* [Do this]:
Starting at the line that contains "Give me the" and stopping at the line that contains "text-[19.5px] leading-[1.2] font-bold", copy every line exactly, both ends included, without the pictures.

* [Exercise input]:
***

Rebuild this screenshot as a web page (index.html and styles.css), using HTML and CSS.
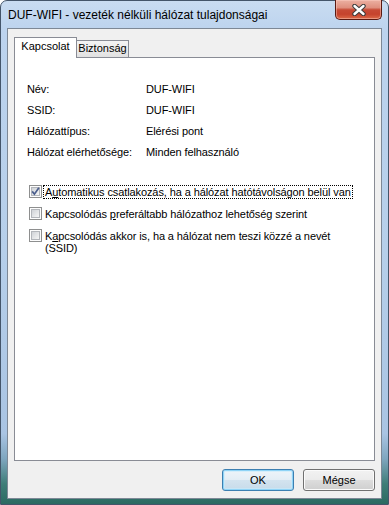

***

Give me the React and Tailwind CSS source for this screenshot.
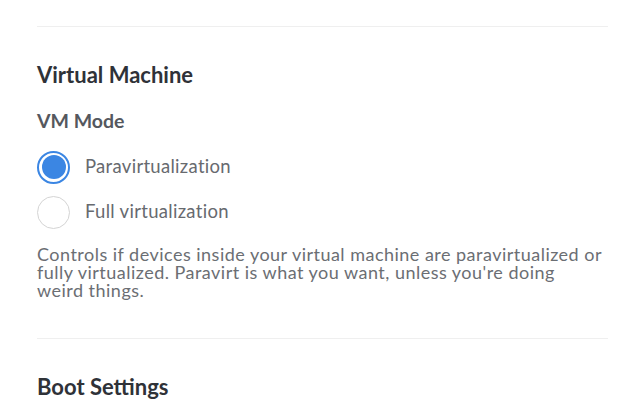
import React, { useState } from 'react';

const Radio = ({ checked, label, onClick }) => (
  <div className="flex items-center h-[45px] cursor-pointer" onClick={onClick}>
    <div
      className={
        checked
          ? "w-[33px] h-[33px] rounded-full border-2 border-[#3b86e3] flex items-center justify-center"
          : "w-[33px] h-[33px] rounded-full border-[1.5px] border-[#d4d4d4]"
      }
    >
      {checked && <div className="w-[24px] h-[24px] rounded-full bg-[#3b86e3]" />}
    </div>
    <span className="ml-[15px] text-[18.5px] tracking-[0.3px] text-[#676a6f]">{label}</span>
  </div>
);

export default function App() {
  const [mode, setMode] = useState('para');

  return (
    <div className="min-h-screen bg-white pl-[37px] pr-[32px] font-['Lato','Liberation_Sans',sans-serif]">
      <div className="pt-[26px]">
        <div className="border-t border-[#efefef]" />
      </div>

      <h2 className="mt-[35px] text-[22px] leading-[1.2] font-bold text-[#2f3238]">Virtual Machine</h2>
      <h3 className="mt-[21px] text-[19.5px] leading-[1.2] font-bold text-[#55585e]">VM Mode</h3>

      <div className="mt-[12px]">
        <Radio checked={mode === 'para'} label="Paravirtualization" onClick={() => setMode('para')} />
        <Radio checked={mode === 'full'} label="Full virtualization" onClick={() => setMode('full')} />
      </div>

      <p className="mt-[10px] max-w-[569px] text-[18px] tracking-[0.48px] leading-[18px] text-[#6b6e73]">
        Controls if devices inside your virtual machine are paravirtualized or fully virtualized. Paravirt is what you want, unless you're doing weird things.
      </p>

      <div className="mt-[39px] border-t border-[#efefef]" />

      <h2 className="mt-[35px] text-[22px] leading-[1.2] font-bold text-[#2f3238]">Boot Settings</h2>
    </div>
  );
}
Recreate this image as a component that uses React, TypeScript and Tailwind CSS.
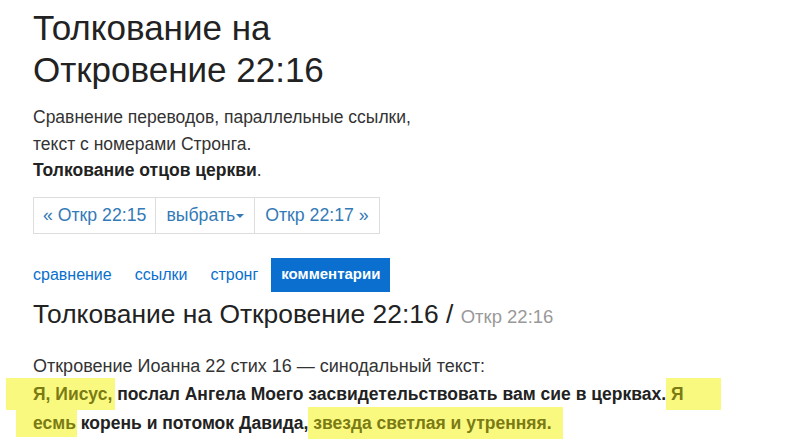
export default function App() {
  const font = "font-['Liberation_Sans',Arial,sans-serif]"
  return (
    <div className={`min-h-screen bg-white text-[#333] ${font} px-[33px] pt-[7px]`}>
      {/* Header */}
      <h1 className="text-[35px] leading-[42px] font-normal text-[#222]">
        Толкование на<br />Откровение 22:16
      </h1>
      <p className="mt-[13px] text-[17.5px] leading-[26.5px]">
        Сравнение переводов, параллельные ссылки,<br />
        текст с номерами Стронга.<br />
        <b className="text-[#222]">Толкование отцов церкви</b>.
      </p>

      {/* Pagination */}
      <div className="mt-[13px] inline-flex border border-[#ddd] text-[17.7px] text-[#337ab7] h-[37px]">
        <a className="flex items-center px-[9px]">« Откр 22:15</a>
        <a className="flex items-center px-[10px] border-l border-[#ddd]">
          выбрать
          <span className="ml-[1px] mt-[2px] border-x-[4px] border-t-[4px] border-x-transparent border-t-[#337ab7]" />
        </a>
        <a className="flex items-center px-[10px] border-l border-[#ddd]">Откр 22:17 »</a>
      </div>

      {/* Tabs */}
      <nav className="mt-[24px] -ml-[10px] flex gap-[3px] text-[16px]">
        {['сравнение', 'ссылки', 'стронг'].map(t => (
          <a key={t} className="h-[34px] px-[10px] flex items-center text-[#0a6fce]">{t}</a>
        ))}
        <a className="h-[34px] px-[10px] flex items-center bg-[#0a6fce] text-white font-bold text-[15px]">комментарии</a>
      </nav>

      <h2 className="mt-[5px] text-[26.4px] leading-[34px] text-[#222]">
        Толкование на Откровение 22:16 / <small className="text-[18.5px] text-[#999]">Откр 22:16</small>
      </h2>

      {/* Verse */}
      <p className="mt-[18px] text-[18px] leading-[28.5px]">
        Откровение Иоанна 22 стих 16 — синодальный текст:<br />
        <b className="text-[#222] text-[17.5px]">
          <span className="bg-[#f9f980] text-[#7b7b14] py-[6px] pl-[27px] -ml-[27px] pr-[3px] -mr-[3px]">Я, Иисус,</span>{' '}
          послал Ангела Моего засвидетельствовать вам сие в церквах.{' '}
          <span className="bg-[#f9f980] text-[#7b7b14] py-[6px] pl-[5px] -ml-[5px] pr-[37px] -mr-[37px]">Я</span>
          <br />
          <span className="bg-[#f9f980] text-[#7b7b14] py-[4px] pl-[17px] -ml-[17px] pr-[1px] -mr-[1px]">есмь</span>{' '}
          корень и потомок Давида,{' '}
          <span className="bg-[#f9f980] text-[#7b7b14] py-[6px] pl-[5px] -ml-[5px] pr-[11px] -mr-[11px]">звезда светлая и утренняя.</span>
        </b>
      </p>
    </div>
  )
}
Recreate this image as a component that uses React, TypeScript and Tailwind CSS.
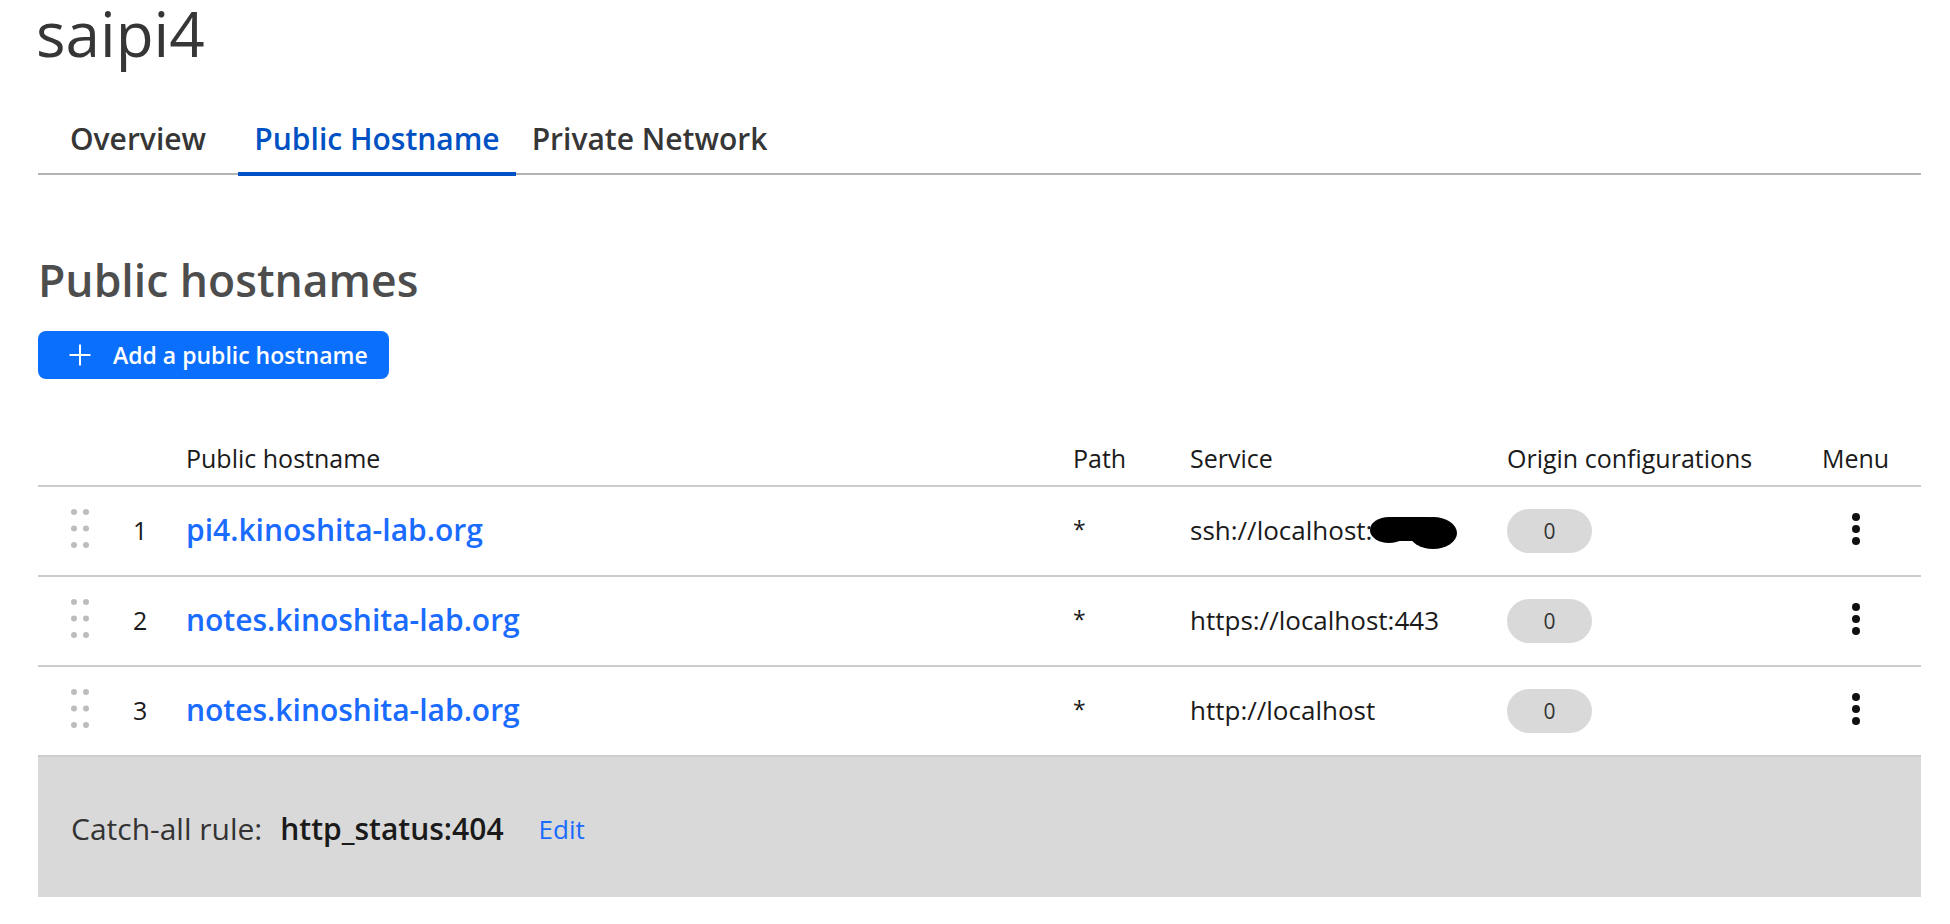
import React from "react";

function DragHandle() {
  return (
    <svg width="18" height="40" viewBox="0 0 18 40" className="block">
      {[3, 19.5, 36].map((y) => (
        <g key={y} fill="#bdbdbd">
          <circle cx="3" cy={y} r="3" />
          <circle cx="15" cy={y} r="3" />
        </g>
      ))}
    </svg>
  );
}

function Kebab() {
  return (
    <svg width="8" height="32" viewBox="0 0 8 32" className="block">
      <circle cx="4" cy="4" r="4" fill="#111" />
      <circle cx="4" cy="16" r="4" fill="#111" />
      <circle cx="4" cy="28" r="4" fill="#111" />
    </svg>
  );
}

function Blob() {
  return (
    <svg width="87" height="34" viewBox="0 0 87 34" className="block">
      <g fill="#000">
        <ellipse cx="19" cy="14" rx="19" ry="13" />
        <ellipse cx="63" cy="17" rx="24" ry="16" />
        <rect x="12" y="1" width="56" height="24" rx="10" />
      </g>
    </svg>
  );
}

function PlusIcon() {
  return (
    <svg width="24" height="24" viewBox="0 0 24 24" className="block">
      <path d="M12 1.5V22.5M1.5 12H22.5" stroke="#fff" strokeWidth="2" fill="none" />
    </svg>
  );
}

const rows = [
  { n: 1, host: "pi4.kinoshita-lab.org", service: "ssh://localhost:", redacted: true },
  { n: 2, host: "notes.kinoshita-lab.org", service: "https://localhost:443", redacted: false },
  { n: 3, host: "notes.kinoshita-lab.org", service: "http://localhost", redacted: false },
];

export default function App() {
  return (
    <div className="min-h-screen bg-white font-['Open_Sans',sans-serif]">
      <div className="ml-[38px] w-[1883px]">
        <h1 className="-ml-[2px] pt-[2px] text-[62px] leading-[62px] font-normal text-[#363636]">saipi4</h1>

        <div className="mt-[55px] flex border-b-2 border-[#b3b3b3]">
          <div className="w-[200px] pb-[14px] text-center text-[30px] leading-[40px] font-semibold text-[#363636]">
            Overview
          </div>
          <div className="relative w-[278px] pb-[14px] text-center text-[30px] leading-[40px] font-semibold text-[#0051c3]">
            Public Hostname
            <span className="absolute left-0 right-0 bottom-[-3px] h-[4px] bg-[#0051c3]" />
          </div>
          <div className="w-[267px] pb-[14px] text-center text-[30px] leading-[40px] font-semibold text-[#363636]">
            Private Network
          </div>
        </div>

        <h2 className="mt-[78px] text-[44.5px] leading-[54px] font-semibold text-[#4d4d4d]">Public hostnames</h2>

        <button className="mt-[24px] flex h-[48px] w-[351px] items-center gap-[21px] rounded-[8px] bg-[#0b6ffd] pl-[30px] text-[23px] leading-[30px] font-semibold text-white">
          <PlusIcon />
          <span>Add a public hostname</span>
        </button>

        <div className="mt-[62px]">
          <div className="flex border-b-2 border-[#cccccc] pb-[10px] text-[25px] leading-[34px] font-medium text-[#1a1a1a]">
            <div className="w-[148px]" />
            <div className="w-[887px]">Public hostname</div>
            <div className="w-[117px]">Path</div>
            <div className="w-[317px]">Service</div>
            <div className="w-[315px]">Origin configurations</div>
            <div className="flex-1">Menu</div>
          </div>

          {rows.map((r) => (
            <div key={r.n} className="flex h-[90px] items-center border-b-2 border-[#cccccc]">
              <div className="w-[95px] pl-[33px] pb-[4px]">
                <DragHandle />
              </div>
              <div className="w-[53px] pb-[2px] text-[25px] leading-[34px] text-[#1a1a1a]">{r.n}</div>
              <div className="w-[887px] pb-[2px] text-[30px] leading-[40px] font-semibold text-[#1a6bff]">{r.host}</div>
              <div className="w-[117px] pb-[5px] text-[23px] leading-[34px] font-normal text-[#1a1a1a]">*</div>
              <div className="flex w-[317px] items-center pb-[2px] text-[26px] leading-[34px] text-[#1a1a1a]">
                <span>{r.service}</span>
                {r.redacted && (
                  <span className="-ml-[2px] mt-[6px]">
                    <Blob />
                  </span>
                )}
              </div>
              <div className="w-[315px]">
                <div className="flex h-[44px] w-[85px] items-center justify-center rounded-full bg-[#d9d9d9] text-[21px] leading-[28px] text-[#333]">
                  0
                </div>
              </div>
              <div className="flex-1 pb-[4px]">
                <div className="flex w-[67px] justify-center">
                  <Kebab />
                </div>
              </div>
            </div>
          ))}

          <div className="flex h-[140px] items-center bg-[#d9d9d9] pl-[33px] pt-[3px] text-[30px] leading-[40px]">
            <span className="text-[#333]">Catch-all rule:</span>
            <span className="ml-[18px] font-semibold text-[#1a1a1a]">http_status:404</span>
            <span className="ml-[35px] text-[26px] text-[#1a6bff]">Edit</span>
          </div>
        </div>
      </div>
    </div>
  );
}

***

* [Reply]:
Give me the React and Tailwind CSS source for this screenshot.
import React, { useState } from 'react';

const Radio = ({ checked, label, onClick }) => (
  <div className="flex items-center h-[45px] cursor-pointer" onClick={onClick}>
    <div
      className={
        checked
          ? "w-[33px] h-[33px] rounded-full border-2 border-[#3b86e3] flex items-center justify-center"
          : "w-[33px] h-[33px] rounded-full border-[1.5px] border-[#d4d4d4]"
      }
    >
      {checked && <div className="w-[24px] h-[24px] rounded-full bg-[#3b86e3]" />}
    </div>
    <span className="ml-[15px] text-[18.5px] tracking-[0.3px] text-[#676a6f]">{label}</span>
  </div>
);

export default function App() {
  const [mode, setMode] = useState('para');

  return (
    <div className="min-h-screen bg-white pl-[37px] pr-[32px] font-['Lato','Liberation_Sans',sans-serif]">
      <div className="pt-[26px]">
        <div className="border-t border-[#efefef]" />
      </div>

      <h2 className="mt-[35px] text-[22px] leading-[1.2] font-bold text-[#2f3238]">Virtual Machine</h2>
      <h3 className="mt-[21px] text-[19.5px] leading-[1.2] font-bold text-[#55585e]">VM Mode</h3>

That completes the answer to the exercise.